**Source excerpt:**
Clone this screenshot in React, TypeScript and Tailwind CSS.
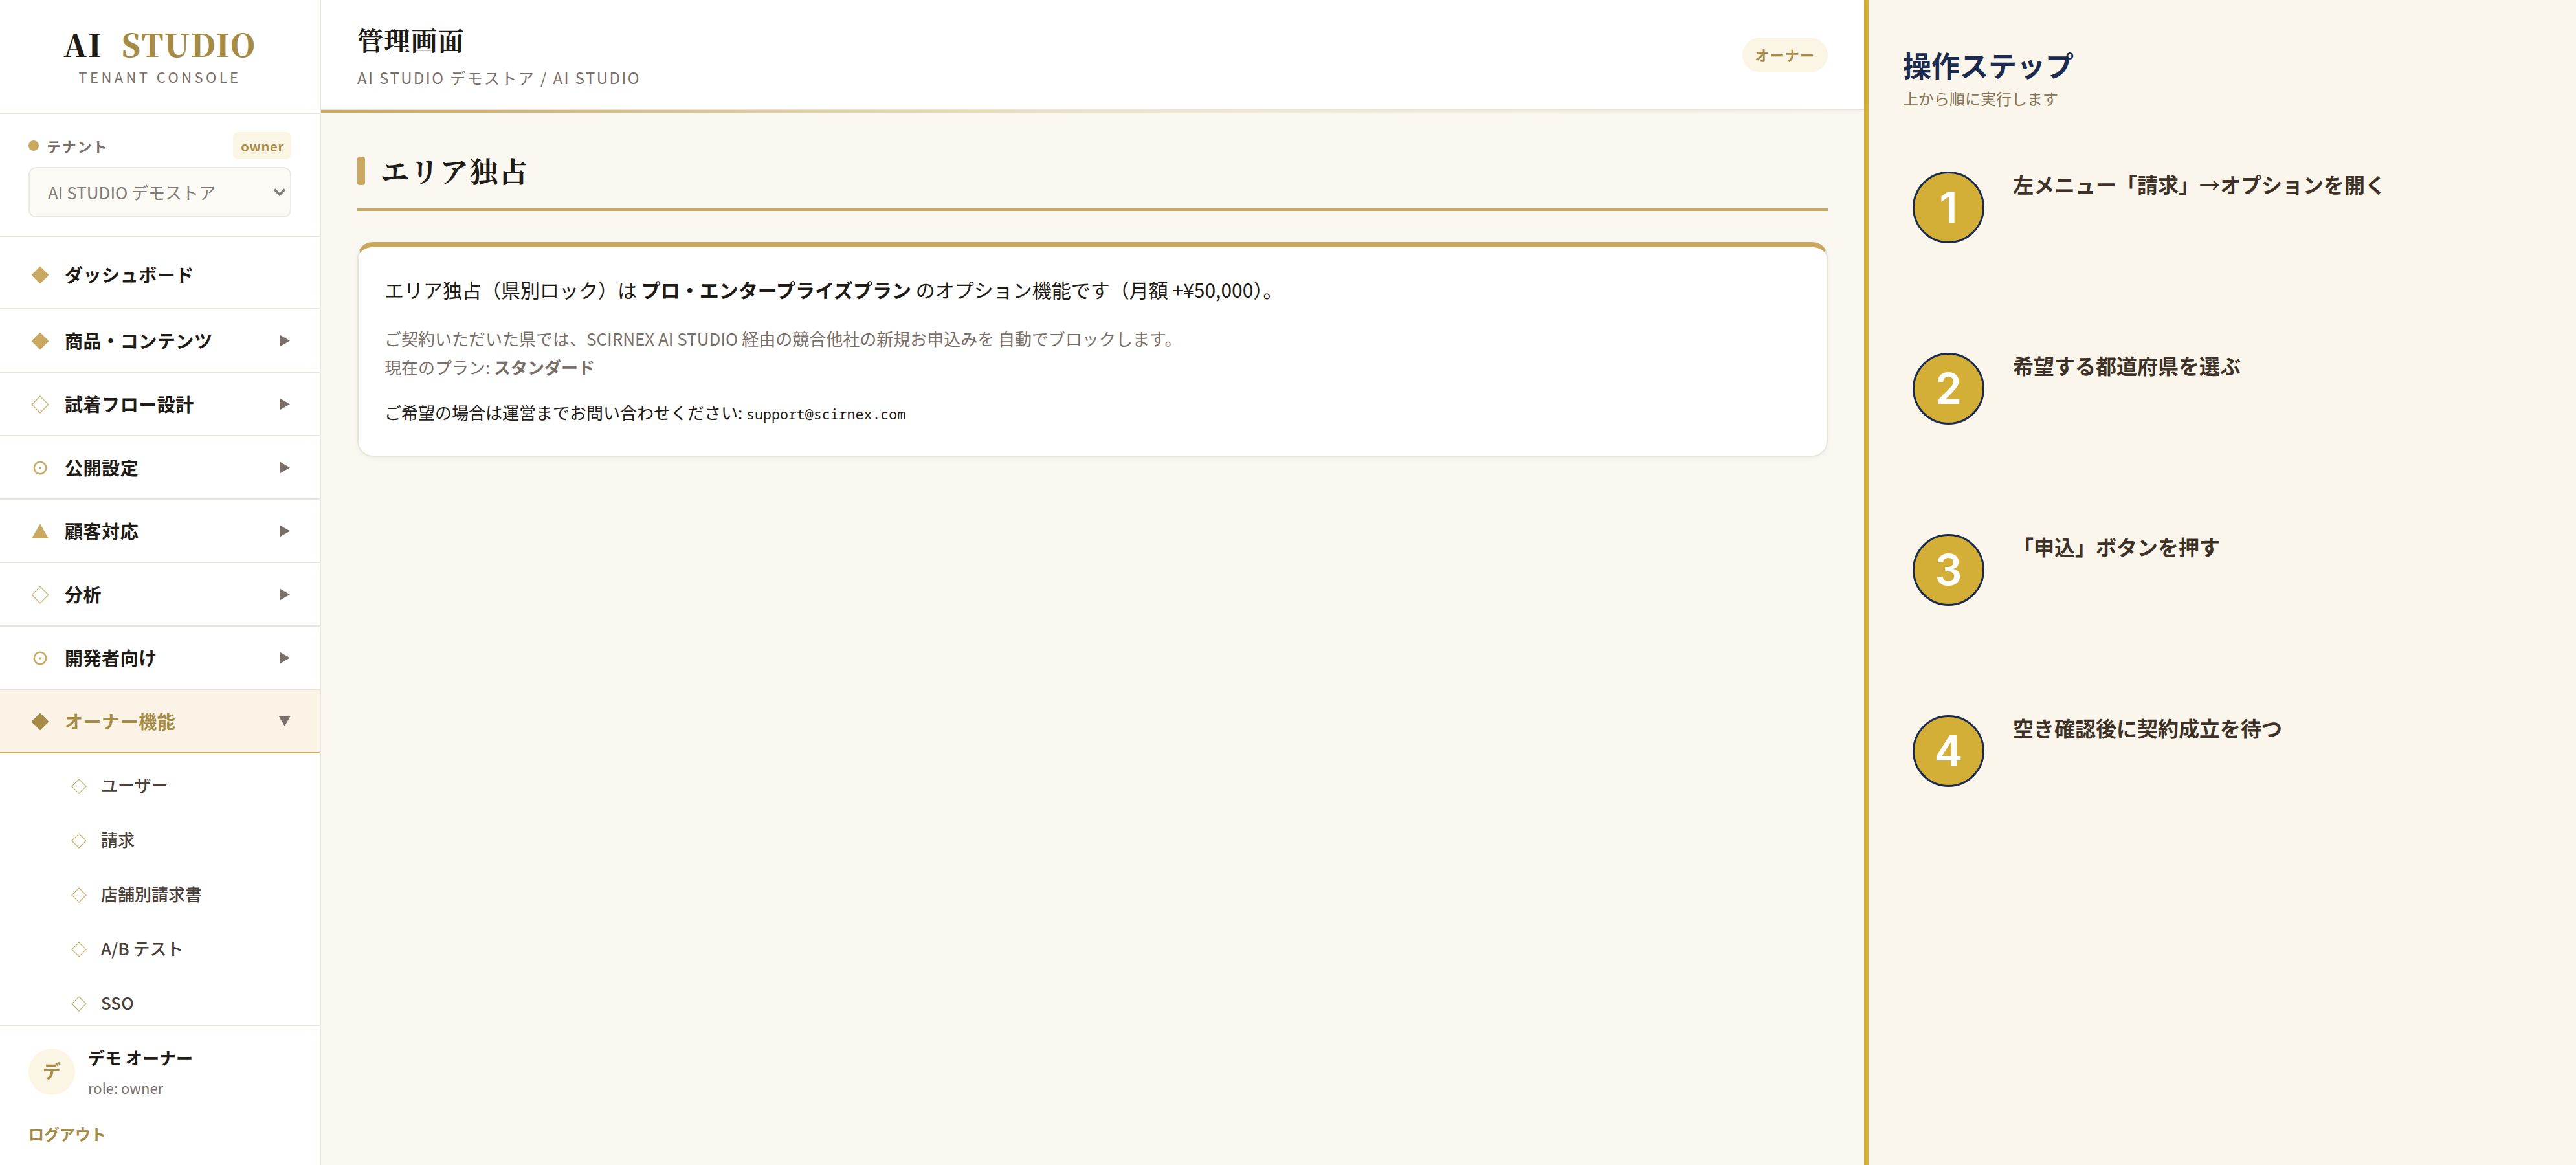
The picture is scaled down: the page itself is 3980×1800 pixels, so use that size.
type IconName = 'diamond' | 'outline' | 'target' | 'triangle'

const menuItems: { label: string; icon: IconName; active?: boolean }[] = [
  { label: '商品・コンテンツ', icon: 'diamond' },
  { label: '試着フロー設計', icon: 'outline' },
  { label: '公開設定', icon: 'target' },
  { label: '顧客対応', icon: 'triangle' },
  { label: '分析', icon: 'outline' },
  { label: '開発者向け', icon: 'target' },
  { label: 'オーナー機能', icon: 'diamond', active: true },
]

const subItems = ['ユーザー', '請求', '店舗別請求書', 'A/B テスト', 'SSO']

const steps = [
  <>
    左メニュー「請求」<span className="font-normal">→</span>オプションを開く
  </>,
  '希望する都道府県を選ぶ',
  '「申込」ボタンを押す',
  '空き確認後に契約成立を待つ',
]

function MenuIcon({ name }: { name: IconName }) {
  return (
    <svg viewBox="0 0 28 28" className="w-7 h-7 mt-[2px] shrink-0" fill="none">
      {name === 'diamond' && <path d="M14 0.5 27.5 14 14 27.5 0.5 14Z" fill="currentColor" />}
      {name === 'outline' && <path d="M14 1.2 26.8 14 14 26.8 1.2 14Z" stroke="currentColor" strokeWidth="1.2" />}
      {name === 'target' && (
        <>
          <circle cx="14" cy="14" r="9.2" stroke="currentColor" strokeWidth="2.5" />
          <circle cx="14" cy="14" r="1.8" fill="currentColor" />
        </>
      )}
      {name === 'triangle' && <path d="M14 2.2 27 25H1Z" fill="currentColor" />}
    </svg>
  )
}

function Sidebar() {
  return (
    <aside className="w-[496px] shrink-0 h-full flex flex-col bg-white border-r-2 border-[#e8e4dd]">
      <div className="h-[176px] shrink-0 border-b-2 border-[#e8e4dd] flex flex-col items-center pt-10">
        <div className="font-[Noto_Serif_CJK_JP,Noto_Serif_JP,Liberation_Serif,serif] font-black text-[48px] leading-[56px] tracking-[1.92px] text-[#1f1b16] whitespace-pre">
          AI <span className="ml-[15px] text-[#a68b47]">STUDIO</span>
        </div>
        <div className="text-[22px] leading-[36px] tracking-[4.4px] text-[#7a6f68] mt-1">TENANT CONSOLE</div>
      </div>

      {/* Tenant picker */}
      <div className="h-[190px] shrink-0 border-b-2 border-[#e8e4dd] px-11 pt-[28px]">
        <div className="flex items-center h-[42px]">
          <span className="w-4 h-4 rounded-full bg-[#c9a961]" />
          <span className="ml-3 text-[22px] leading-[42px] font-bold tracking-[1.76px] text-[#7a6f68]">テナント</span>
          <span className="ml-auto h-[42px] rounded-lg bg-[#fbf5e6] pl-3 pr-[11px] text-[20px] leading-[44px] font-bold tracking-[0.8px] text-[#a68b47]">
            owner
          </span>
        </div>
        <div className="mt-3 h-[78px] rounded-xl border-2 border-[#edeae5] bg-[#fcfaf5] flex items-center pl-7 pr-[6px] text-[26px] text-[#827c77]">
          <span className="mb-[2px]">AI STUDIO デモストア</span>
          <svg viewBox="0 0 20 16" className="ml-auto w-5 h-4" fill="none">
            <path d="M2 3.5 10 11.5 18 3.5" stroke="currentColor" strokeWidth="3.8" />
          </svg>
        </div>
      </div>

      <nav className="flex-1 min-h-0 overflow-hidden pt-[10px]">
        <div className="h-[102px] border-b-2 border-[#e8e4dd] flex items-center pl-12 pb-1 text-[#c9a961]">
          <MenuIcon name="diamond" />
          <span className="ml-6 text-[28px] font-bold tracking-[0.56px] text-[#1f1b16]">ダッシュボード</span>
        </div>
        {menuItems.map((item) => (
          <div
            key={item.label}
            className={`h-[98px] border-b-2 flex items-center pl-12 pr-[44px] ${
              item.active ? 'bg-[#fbf4e6] border-[#c9a961] text-[#a68b47]' : 'border-[#e8e4dd] text-[#c9a961]'
            }`}
          >
            <MenuIcon name={item.icon} />
            <span
              className={`ml-6 text-[28px] font-bold tracking-[0.56px] ${
                item.active ? 'text-[#a68b47]' : 'text-[#1f1b16]'
              }`}
            >
              {item.label}
            </span>
            <svg viewBox="0 0 20 20" className="ml-auto w-5 h-5 text-[#7a6f68]" fill="currentColor">
              {item.active ? <path d="M0.5 2H19L9.7 18Z" /> : <path d="M2 1.3 17.9 10.5 2 19.7Z" />}
            </svg>
          </div>
        ))}
        <div className="pt-2">
          {subItems.map((label) => (
            <div key={label} className="h-[84px] flex items-center pl-[110px] text-[#c9a961]">
              <svg viewBox="0 0 24 24" className="w-6 h-6 mt-px shrink-0" fill="none">
                <path d="M12 1 23 12 12 23 1 12Z" stroke="currentColor" strokeWidth="1.1" />
              </svg>
              <span className="ml-[22px] mb-[3px] text-[26px] font-medium text-[#4a403a]">{label}</span>
            </div>
          ))}
        </div>
      </nav>

      <div className="h-[216px] shrink-0 border-t-2 border-[#e8e4dd] px-11 pt-[34px]">
        <div className="flex gap-5 h-[72px]">
          <div className="w-[72px] h-[72px] rounded-full bg-[#fbf5e6] text-[#a68b47] text-[28px] leading-[68px] font-bold text-center">
            デ
          </div>
          <div className="-mt-2">
            <div className="text-[26px] leading-[44px] font-bold text-[#1f1b16]">デモ オーナー</div>
            <div className="mt-[2px] text-[22px] leading-[44px] text-[#7a6f68]">role: owner</div>
          </div>
        </div>
        <div className="mt-[38px] text-[24px] leading-[43px] font-bold text-[#a68b47]">ログアウト</div>
      </div>
    </aside>
  )
}

function Main() {
  return (
    <main className="w-[2384px] shrink-0 h-full bg-[#fbf8f1]">
      <header className="relative h-[170px] bg-white border-b-2 border-[#e8e4dd] px-14 flex items-start justify-between shadow-[0_2px_8px_rgba(31,27,22,0.04)]">
        <div className="pt-[33px]">
          <h1 className="font-[Noto_Serif_CJK_JP,Noto_Serif_JP,Liberation_Serif,serif] font-bold text-[40px] leading-[56px] tracking-[1.6px] text-[#1f1b16]">
            管理画面
          </h1>
          <p className="text-[24px] leading-[40px] mt-[11px] tracking-[2.4px] text-[#7a6f68]">
            AI STUDIO デモストア / AI STUDIO
          </p>
        </div>
        <span className="mt-[58px] h-[54px] rounded-[27px] bg-[#fbf5e6] px-5 text-[22px] leading-[53px] font-bold tracking-[1.1px] text-[#a68b47]">
          オーナー
        </span>
        <div className="absolute left-0 right-0 top-[170px] h-1 bg-linear-to-r from-[#c9a961] via-[#f0e5c8] to-transparent" />
      </header>

      <div className="px-14 pt-[60px]">
        <div className="h-[96px] border-b-4 border-[#c9a961] flex items-start gap-6 pt-[3px]">
          <span className="w-3 h-11 mt-[9px] rounded bg-[#c9a961]" />
          <h2 className="font-[Noto_Serif_CJK_JP,Noto_Serif_JP,Liberation_Serif,serif] font-bold text-[44px] leading-[60px] tracking-[1.76px] text-[#1f1b16]">
            エリア独占
          </h2>
        </div>

        <section className="mt-12 h-[332px] rounded-3xl bg-white border-2 border-t-8 border-[#e8e4dd] border-t-[#c9a961] px-10 pt-[39px] shadow-[0_2px_8px_rgba(31,27,22,0.04)]">
          <p className="text-[30px] leading-[52px] text-[#1f1b16]">
            エリア独占（県別ロック）は <b>プロ・エンタープライズプラン</b> のオプション機能です（月額 +¥50,000）。
          </p>
          <p className="mt-7 text-[26px] leading-[44px] text-[#7a6f68]">
            ご契約いただいた県では、SCIRNEX AI STUDIO 経由の競合他社の新規お申込みを 自動でブロックします。
            <br />
            現在のプラン: <b>スタンダード</b>
          </p>
          <p className="mt-[26px] text-[26px] leading-[44px] text-[#1f1b16]">
            ご希望の場合は運営までお問い合わせください:{' '}
            <code className="font-[Noto_Sans_Mono,DejaVu_Sans_Mono,monospace] text-[21.6px]">support@scirnex.com</code>
          </p>
        </section>
      </div>
    </main>
  )
}

function StepsPanel() {
  return (
    <aside className="flex-1 h-full bg-[#faf6eb] border-l-[7px] border-[#d4af37] pl-[53px] pt-[68px]">
      <h2 className="text-[44px] leading-[64px] font-bold text-[#1b2a4e]">操作ステップ</h2>
      <p className="text-[24px] leading-[40px] text-[#857355]">上から順に実行します</p>
      <ol className="mt-[93px]">
        {steps.map((step, i) => (
          <li key={i} className="h-[280px] flex items-start pl-[15px]">
            <span className="w-[111px] h-[111px] rounded-full border-[3px] border-[#1b2a4e] bg-[#d4af37] text-white font-[Inter,sans-serif] font-semibold text-[66px] flex items-center justify-center">
              {i + 1}
            </span>
            <span className="ml-11 text-[32px] leading-[38px] font-bold text-[#3e3228]">{step}</span>
          </li>
        ))}
      </ol>
    </aside>
  )
}

export default function App() {
  return (
    <div className="w-[3980px] h-[1800px] flex overflow-hidden font-[Noto_Sans_CJK_JP,sans-serif]">
      <Sidebar />
      <Main />
      <StepsPanel />
    </div>
  )
}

**Stated problem:**
Retype exactly the lines above, from the one with "The picture is" through the one with "type IconName = 'diamond'", inclusive.

**Result:**
The picture is scaled down: the page itself is 3980×1800 pixels, so use that size.
type IconName = 'diamond' | 'outline' | 'target' | 'triangle'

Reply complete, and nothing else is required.